For the vast majority of users (especially those who use stablecoins for B2B payments, cross-border remittances, or long-term value preservation), this is not a consumer protection policy, but rather forces users to subsidize intermediaries. The end result is that established institutions reap huge profits, while American consumers become the victims.
Stifling the nascent application of stablecoins in the United States
Putting aside the data, this proposal completely ignores the real-world use cases of cryptocurrencies.
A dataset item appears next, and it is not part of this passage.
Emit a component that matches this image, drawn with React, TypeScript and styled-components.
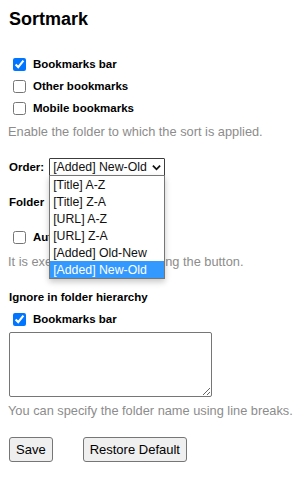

Stablecoins are gradually becoming a core infrastructure for global B2B settlements and supply chain logistics. A small business holding 500,000 digital dollars to pay overseas suppliers should not be disqualified from receiving rewards simply because the funds were not used to buy eggs.
If we send the message that businesses and developers can only enjoy the economic benefits of digital dollars by spending them like debit cards from the 1990s, they will simply choose to leave the US market ecosystem. They will turn to unregulated overseas stablecoins that are not subject to such arbitrary restrictions, resulting in the loss of billions of dollars in liquidity and a huge demand for US Treasury bonds.
Conclusion
Regulatory policies should be formulated in accordance with the operating principles of the underlying technologies. The value creation of stablecoins stems from their holding attributes, rather than simply their circulation attributes.
Limiting reward mechanisms to consumer transactions is using outdated thinking to solve a problem that doesn't even exist. If Congress wants to create a competitive, US-led stablecoin market, it must direct economic benefits towards where value is truly created: the holding of assets themselves.
The GENIUS Act is the most significant financial regulatory reform bill in recent decades. It is the first financial regulatory legislation with the core objective of promoting innovation, rather than following the old path of "crisis-driven regulation".
We must not allow the GENIUS Act to become a regressive bill, giving rise to an even less efficient and more costly rehash of the old era.